• **DATASET EXCERPT**
____________
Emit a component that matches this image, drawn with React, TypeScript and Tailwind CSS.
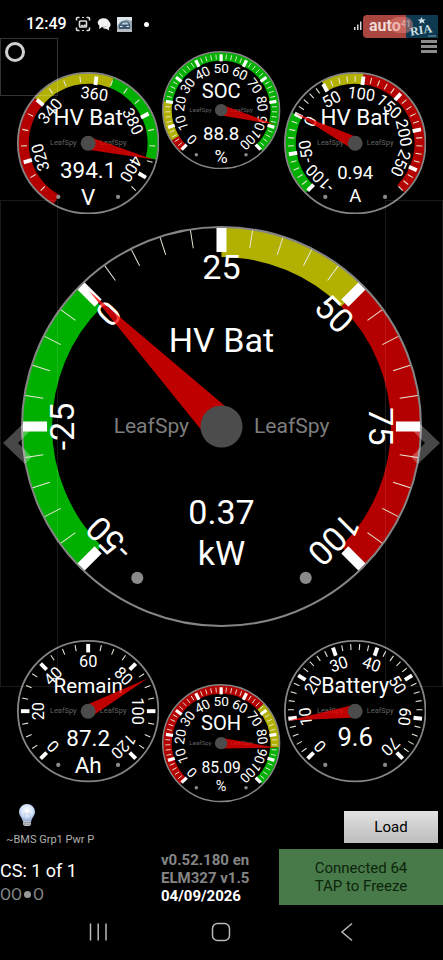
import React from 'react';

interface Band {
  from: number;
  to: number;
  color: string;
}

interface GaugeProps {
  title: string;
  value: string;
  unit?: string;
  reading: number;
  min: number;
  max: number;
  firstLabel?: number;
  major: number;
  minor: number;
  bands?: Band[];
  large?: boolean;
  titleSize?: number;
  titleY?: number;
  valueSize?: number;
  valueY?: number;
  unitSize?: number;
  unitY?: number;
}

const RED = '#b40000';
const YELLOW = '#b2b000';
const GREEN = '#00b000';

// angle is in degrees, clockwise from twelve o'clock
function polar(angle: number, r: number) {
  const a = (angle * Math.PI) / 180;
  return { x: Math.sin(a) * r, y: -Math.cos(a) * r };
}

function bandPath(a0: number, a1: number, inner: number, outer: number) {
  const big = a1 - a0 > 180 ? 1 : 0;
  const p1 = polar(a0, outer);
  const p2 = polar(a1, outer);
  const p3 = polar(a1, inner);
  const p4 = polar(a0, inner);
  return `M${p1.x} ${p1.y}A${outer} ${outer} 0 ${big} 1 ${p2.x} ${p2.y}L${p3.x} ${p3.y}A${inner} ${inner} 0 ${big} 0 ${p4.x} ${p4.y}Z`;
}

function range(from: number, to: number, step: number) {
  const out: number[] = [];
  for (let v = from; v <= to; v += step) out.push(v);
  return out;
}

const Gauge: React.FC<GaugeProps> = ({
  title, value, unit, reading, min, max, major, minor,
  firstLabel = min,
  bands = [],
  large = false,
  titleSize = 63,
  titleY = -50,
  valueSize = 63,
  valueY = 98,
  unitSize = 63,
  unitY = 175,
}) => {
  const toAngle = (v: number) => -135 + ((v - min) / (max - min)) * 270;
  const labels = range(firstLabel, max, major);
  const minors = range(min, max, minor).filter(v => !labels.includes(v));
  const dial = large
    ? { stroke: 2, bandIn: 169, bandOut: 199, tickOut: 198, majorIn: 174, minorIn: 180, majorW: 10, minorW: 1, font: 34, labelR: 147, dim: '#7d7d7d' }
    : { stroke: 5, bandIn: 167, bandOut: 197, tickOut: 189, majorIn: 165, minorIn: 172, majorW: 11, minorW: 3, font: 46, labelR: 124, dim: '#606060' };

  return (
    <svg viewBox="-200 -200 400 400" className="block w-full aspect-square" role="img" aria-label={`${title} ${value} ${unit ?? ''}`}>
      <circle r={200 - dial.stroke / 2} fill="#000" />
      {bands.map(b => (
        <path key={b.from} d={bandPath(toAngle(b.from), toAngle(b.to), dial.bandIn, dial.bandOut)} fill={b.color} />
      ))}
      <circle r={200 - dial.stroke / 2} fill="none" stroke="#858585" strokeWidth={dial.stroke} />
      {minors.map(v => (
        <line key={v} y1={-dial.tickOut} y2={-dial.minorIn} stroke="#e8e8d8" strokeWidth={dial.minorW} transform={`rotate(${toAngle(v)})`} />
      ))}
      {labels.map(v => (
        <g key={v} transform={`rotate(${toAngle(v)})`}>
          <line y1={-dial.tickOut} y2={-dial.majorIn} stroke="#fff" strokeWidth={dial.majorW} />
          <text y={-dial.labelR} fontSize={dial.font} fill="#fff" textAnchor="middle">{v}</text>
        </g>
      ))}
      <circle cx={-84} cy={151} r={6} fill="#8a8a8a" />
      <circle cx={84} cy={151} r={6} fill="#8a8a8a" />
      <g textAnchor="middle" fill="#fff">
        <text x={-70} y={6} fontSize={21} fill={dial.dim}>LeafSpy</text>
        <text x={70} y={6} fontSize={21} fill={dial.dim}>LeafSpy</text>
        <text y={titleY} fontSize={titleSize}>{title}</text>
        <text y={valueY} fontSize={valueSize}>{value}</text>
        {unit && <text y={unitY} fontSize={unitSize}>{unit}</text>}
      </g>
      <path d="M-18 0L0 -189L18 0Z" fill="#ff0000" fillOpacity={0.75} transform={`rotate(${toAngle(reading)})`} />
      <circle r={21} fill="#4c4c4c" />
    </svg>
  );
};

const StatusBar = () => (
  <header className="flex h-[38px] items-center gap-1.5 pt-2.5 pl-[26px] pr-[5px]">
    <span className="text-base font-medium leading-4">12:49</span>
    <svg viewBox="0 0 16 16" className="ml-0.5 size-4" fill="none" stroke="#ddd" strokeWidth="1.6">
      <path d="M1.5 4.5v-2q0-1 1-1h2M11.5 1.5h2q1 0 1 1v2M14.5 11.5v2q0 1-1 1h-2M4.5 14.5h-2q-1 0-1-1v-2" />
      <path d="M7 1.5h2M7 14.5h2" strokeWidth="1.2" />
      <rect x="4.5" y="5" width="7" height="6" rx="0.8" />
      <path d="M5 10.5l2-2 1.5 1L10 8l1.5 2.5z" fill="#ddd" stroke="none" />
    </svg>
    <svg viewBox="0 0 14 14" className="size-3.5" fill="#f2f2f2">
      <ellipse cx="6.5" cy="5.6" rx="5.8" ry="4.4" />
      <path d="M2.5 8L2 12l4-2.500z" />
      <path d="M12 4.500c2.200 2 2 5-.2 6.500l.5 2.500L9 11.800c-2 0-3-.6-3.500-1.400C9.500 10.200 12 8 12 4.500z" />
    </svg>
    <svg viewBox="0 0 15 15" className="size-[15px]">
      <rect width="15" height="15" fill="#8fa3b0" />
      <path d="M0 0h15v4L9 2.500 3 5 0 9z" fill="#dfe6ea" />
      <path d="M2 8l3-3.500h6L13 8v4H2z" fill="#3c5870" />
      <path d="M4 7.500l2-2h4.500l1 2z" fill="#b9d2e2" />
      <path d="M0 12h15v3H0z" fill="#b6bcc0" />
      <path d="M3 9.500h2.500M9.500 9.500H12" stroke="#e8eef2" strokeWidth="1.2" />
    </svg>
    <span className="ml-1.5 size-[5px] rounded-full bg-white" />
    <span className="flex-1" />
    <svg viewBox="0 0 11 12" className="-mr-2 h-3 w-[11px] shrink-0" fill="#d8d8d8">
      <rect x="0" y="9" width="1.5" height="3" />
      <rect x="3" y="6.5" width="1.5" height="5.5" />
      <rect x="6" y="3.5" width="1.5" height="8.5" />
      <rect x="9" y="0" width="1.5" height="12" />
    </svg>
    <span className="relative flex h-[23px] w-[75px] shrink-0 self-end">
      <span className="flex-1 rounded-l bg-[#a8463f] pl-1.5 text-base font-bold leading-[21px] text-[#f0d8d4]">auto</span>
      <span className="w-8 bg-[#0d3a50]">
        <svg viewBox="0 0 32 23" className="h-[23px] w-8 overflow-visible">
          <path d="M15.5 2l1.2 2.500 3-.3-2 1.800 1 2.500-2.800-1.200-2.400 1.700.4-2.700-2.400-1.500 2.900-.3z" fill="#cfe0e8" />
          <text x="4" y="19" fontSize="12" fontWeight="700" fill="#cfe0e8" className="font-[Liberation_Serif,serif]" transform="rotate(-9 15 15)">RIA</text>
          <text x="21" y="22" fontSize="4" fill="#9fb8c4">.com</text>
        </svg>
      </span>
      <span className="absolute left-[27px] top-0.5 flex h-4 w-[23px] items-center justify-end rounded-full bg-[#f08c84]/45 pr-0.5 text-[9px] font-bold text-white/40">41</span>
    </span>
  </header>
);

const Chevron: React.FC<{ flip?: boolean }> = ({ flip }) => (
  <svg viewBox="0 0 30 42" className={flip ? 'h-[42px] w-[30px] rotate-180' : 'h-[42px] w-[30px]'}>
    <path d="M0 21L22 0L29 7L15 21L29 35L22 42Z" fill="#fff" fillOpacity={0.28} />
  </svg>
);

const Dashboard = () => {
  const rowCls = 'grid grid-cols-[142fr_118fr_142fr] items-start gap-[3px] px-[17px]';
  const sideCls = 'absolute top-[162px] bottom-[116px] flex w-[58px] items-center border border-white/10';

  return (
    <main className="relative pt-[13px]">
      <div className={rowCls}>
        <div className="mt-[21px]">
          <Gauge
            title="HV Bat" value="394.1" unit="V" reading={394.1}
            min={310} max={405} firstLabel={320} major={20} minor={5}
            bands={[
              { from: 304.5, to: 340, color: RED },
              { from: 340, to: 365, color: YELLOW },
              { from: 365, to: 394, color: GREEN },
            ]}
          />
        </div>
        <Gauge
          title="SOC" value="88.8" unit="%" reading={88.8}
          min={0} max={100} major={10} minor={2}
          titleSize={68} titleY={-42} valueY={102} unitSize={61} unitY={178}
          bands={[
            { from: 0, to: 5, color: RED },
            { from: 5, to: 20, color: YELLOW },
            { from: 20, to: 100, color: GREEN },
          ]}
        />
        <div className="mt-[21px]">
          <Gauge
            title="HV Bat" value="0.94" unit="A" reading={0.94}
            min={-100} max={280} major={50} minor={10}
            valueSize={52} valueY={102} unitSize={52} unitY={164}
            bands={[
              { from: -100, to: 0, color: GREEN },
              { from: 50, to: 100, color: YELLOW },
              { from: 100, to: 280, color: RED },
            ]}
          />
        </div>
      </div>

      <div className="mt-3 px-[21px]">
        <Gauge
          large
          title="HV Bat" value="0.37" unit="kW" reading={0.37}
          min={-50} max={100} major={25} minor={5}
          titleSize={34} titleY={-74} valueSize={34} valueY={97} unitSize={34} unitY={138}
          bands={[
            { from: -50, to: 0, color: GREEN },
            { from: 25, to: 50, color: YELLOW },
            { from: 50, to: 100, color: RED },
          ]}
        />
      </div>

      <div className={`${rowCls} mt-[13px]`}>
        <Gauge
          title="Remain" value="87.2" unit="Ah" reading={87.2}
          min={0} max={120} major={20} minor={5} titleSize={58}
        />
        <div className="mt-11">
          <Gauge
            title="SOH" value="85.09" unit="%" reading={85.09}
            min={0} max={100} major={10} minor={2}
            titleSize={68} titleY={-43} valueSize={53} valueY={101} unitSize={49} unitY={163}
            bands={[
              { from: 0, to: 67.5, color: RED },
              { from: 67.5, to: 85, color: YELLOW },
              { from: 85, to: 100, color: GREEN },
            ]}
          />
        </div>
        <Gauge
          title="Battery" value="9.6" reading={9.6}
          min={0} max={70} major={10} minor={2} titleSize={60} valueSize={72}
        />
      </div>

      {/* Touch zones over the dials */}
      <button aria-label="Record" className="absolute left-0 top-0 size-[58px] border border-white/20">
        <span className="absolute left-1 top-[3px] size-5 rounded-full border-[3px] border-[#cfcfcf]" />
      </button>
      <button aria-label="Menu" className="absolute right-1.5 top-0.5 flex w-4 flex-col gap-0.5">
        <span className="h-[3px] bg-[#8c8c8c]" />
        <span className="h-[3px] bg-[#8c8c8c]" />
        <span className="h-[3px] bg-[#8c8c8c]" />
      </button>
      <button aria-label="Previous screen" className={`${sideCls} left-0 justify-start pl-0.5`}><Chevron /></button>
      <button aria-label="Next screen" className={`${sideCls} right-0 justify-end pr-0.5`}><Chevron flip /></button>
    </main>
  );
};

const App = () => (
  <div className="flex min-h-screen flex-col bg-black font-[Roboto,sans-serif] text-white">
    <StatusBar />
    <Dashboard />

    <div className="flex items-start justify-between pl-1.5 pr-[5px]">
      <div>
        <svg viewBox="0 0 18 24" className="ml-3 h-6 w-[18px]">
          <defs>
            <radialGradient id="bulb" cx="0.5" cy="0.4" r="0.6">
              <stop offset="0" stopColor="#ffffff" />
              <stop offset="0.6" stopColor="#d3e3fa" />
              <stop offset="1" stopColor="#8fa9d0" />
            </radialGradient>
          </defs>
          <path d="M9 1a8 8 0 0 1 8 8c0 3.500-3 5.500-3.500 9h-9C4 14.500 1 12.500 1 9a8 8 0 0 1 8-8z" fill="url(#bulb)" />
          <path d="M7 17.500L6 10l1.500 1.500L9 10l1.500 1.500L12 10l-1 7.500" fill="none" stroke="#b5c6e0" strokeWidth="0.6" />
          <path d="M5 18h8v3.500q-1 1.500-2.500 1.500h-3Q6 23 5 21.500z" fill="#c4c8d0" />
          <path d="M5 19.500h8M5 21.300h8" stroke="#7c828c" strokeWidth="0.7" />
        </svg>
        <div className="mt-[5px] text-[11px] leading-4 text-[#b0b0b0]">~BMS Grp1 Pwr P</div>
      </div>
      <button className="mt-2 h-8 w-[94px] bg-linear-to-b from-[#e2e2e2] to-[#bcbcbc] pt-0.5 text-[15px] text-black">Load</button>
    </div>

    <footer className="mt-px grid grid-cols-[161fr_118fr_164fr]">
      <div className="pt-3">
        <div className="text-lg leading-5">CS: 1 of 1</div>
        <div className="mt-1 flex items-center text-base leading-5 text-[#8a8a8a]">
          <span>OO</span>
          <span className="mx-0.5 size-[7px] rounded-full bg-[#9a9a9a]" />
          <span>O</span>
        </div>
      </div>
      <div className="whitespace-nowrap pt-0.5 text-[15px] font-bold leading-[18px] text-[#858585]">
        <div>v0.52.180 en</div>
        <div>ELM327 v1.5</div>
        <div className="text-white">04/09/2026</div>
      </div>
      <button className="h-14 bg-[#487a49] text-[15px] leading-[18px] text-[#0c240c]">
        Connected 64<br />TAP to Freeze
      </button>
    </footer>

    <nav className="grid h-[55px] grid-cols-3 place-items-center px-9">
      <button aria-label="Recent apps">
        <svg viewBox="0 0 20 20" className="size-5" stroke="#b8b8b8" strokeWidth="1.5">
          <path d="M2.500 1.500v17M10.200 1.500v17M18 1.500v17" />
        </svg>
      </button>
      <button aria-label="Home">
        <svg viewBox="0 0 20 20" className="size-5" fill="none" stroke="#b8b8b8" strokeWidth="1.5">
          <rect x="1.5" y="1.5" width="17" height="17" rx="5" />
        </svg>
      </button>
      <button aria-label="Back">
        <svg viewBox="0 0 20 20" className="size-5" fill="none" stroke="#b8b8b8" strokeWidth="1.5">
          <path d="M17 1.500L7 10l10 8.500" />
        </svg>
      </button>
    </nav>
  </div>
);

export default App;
____________
• **EXERCISE BRIEF**
Reply with nothing except the number of lines in the listing above that include "React".

• **ANSWER TO THIS TASK**
4